Two Federal Reserve officials have said that a recent run of weak U.S. economic data makes them wary of raising borrowing costs too soon, reinforcing forecasts that the Fed will wait until September to tighten. Higher interest rates damp the appeal of gold, which generally offers returns only through price gains.
"Greece's debt concerns are causing gold to stay right at $1,200, and it's a driving factor of gold staying range-bound for now," Phil Streible, a senior market strategist at RJO Futures in Chicago, said in a telephone interview. "I think the Fed will raise rates in the September meeting."
Gold futures for June delivery climbed 0.4 percent to settle at $1,203.10 at 1:50 p.m. on the Comex in New York.
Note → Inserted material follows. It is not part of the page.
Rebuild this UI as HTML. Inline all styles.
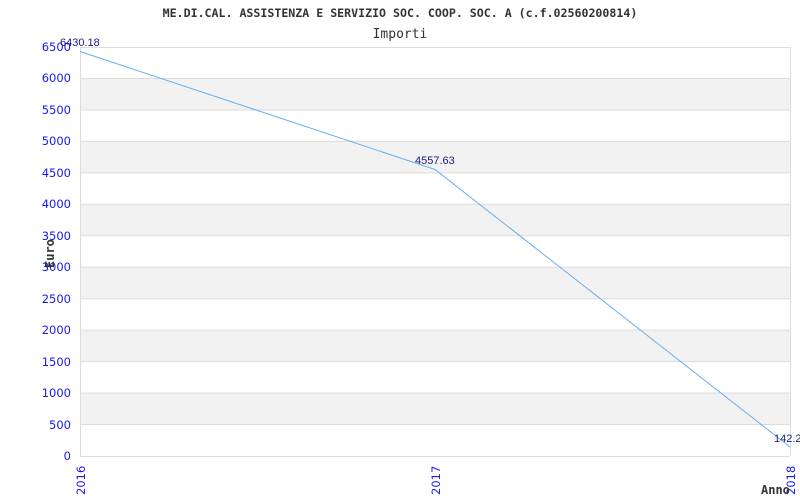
<!DOCTYPE html>
<html><head><meta charset="utf-8"><style>html,body{margin:0;padding:0;background:#fff;width:800px;height:500px;overflow:hidden}</style></head>
<body>
<svg width="800" height="500" xmlns="http://www.w3.org/2000/svg" font-family="'DejaVu Sans','Liberation Sans',sans-serif">
<rect width="800" height="500" fill="#fff"/>
<g fill="#f2f2f2">
<rect x="80" y="78.5" width="710" height="31.5"/>
<rect x="80" y="141.4" width="710" height="31.5"/>
<rect x="80" y="204.3" width="710" height="31.5"/>
<rect x="80" y="267.2" width="710" height="31.5"/>
<rect x="80" y="330.1" width="710" height="31.5"/>
<rect x="80" y="393" width="710" height="31.5"/>
</g>
<g stroke="#dcdcdc" stroke-width="1">
<line x1="80" y1="47.5" x2="790" y2="47.5"/>
<line x1="80" y1="78.5" x2="790" y2="78.5"/>
<line x1="80" y1="110" x2="790" y2="110"/>
<line x1="80" y1="141.4" x2="790" y2="141.4"/>
<line x1="80" y1="172.9" x2="790" y2="172.9"/>
<line x1="80" y1="204.3" x2="790" y2="204.3"/>
<line x1="80" y1="235.8" x2="790" y2="235.8"/>
<line x1="80" y1="267.2" x2="790" y2="267.2"/>
<line x1="80" y1="298.7" x2="790" y2="298.7"/>
<line x1="80" y1="330.1" x2="790" y2="330.1"/>
<line x1="80" y1="361.6" x2="790" y2="361.6"/>
<line x1="80" y1="393" x2="790" y2="393"/>
<line x1="80" y1="424.5" x2="790" y2="424.5"/>
<line x1="80.5" y1="47" x2="80.5" y2="456"/>
<line x1="790.5" y1="47" x2="790.5" y2="456"/>
<line x1="80" y1="456.5" x2="790" y2="456.5"/>
</g>
<polyline points="80,51.5 435,169.5 790,447" fill="none" stroke="#6aaef0" stroke-width="1"/>
<text x="400" y="17" text-anchor="middle" font-family="'DejaVu Sans Mono','Liberation Mono',monospace" font-size="11.6" font-weight="bold" fill="#333">ME.DI.CAL. ASSISTENZA E SERVIZIO SOC. COOP. SOC. A (c.f.02560200814)</text>
<text x="400" y="38" text-anchor="middle" font-family="'DejaVu Sans Mono','Liberation Mono',monospace" font-size="13" fill="#333">Importi</text>
<g fill="#1a1aee" font-size="11.5" text-anchor="end">
<text x="71" y="51">6500</text><text x="71" y="82">6000</text><text x="71" y="114">5500</text>
<text x="71" y="145">5000</text><text x="71" y="177">4500</text><text x="71" y="208">4000</text>
<text x="71" y="240">3500</text><text x="71" y="271">3000</text><text x="71" y="303">2500</text>
<text x="71" y="334">2000</text><text x="71" y="366">1500</text><text x="71" y="397">1000</text>
<text x="71" y="429">500</text><text x="71" y="460">0</text>
</g>
<g fill="#1a1aee" font-size="11.5">
<text transform="translate(85,495) rotate(-90)">2016</text>
<text transform="translate(440,495) rotate(-90)">2017</text>
<text transform="translate(795,495) rotate(-90)">2018</text>
</g>
<g fill="#1a1a80" font-size="11" font-family="'Liberation Sans',sans-serif">
<text x="60" y="46">6430.18</text>
<text x="415" y="164">4557.63</text>
<text x="774" y="442">142.2</text>
</g>
<text transform="translate(54,268) rotate(-90)" font-family="'DejaVu Sans Mono','Liberation Mono',monospace" font-size="12" font-weight="bold" fill="#333">Euro</text>
<text x="761" y="494" font-family="'DejaVu Sans Mono','Liberation Mono',monospace" font-size="12" font-weight="bold" fill="#333">Anno</text>
</svg>
</body></html>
The metal has climbed 5.4 percent from a four-month low of $1,141.60 on March 17.
The cost of living in the United States, excluding fuel and food, rose 0.2 percent in March, signaling that inflation is starting to firm. Some investors buy gold as a hedge against higher consumer prices.
Silver futures for May delivery fell 0.3 percent to $16.229 an ounce. This week, the price fell 0.9 percent, the third straight drop and the longest slump since Nov. 7.
On the New York Mercantile Exchange, platinum futures for July delivery climbed 0.7 percent to $1,167.50 an ounce.
Palladium futures for June delivery advanced 0.4 percent to $782.95 an ounce. This week, the price rose 0.9 percent, the third straight gain and the longest rally since July 18.
This year, silver has climbed 4 percent with gold up 1.6 percent. Platinum has dropped 3.5 percent with palladium down 1.9 percent.
In 2015, the dollar has climbed 4.9 percent against a basket of 10 currencies, and the Standard & Poor's 500 Index of equities has increased less than 1 percent.